2 January 2009: I'm a bit sick of American humour that isn't funny. Videos that are proclaimed to be the funniest thing someone's ever seen that leave me cold. Someone actually said in the pub the other day "I've had kids and I wanted a wee and I saw this and I actually did piss myself". I took a look, and .. I think you had to be there. So my answer is this, discovered during a Christmas YouTube pokearound. John Shuttleworth's "I can't go back to savoury now". Just awesome.
2 January 2009: Ever wondered? As someone who is outside the loop I sometimes see a pub chalkboard sign .. "live music from the Shitkickers" or whatever and I wonder whether that would be a great night or not. Well fear not fellow travellers for I have come to your rescue.
Ain't that curious? So let's see: Toby Jepson's a rocker who's been in the charts, Edwina Hayes is folk, Mermaids in the Basement are rock, Dave Dark is chillout, The Edger is a hiphop rapper, 3 Foot Ninja are punky rock, Approaching Clouds is vague noisery, Tony Morris is out there folk weirdness .. are you getting the idea? There's so much variety in here it's stunning, and so much talent too.

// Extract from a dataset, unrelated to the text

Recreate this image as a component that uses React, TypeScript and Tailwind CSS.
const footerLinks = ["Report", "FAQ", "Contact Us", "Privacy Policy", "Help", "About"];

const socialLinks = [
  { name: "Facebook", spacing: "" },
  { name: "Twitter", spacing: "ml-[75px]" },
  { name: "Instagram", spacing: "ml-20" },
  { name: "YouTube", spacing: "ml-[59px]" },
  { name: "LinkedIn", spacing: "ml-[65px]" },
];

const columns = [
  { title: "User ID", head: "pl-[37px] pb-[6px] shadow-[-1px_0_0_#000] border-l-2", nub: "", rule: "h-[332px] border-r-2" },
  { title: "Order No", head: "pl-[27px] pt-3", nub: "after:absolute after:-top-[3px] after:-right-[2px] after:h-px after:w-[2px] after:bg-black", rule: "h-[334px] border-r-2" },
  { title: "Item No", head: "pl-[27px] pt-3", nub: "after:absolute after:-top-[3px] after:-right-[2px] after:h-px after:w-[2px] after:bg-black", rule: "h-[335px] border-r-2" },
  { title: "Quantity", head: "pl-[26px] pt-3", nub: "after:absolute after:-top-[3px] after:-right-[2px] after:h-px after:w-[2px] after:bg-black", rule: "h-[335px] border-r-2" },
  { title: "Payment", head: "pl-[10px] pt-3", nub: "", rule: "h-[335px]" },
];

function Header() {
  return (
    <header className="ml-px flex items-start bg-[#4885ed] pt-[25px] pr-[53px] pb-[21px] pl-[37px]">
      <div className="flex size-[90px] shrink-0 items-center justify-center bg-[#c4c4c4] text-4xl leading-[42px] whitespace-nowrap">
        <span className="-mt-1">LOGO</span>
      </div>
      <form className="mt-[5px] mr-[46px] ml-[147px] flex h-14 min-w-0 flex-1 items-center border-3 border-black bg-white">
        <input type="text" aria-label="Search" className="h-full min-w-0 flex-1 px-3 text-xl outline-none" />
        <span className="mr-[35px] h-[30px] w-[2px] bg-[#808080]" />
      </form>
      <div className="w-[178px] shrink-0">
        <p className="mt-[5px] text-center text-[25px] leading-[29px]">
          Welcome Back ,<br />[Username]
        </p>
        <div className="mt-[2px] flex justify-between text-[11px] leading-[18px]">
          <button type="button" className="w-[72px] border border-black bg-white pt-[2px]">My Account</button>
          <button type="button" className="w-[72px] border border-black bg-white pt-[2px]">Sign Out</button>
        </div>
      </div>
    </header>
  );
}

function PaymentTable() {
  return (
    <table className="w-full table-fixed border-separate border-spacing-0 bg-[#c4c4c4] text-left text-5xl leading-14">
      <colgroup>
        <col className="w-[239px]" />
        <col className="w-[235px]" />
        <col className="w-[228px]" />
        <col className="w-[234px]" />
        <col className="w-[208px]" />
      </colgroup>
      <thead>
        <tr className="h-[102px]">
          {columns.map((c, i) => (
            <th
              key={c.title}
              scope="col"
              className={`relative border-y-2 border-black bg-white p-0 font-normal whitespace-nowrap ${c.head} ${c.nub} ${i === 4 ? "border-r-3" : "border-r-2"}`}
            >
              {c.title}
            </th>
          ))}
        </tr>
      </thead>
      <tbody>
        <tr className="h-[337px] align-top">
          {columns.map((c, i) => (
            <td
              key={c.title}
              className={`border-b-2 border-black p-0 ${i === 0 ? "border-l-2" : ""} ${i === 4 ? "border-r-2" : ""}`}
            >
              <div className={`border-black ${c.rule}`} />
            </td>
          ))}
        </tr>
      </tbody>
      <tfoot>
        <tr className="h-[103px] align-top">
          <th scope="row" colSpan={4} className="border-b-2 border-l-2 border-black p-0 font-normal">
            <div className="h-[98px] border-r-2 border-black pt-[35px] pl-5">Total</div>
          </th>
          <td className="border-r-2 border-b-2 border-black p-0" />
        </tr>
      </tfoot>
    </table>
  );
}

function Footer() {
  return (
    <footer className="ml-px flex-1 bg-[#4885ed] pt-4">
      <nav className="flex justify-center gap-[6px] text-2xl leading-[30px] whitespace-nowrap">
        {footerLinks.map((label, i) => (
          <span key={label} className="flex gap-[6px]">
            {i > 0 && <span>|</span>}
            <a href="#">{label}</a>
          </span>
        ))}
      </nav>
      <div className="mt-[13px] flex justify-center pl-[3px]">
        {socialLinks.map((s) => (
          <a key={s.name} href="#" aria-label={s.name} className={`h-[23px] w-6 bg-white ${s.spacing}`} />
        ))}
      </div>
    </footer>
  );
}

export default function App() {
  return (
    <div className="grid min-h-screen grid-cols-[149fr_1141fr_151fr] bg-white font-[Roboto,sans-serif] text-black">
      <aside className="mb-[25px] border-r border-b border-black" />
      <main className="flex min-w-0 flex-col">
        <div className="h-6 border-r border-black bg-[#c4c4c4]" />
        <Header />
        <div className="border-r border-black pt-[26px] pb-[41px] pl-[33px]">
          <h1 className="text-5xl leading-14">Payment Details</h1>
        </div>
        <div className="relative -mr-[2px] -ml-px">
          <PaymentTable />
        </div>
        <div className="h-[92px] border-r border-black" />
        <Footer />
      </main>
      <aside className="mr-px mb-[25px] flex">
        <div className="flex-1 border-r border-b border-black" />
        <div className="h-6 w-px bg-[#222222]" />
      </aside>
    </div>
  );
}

So there are all sorts of games we can play with this stuff but I want to find a sponsor for 2009, you'd get links to your website, a message in the weekly giglists and all that. I plan to auction sponsorship, so you might get it for £1, you never know. If you want to be notified when I do that, let me know, I may not mention it again here.
So if you want this sort of thing as a fanbase-ranked giglisting every week so you can easily pick the hottest events, either join this Facebook group or this mySpace one. Tadaaaaaahhhh.
Want my new years resolution suggestion? Rediscover local bands, local talent and local music. Resolve today to go and see a band a month.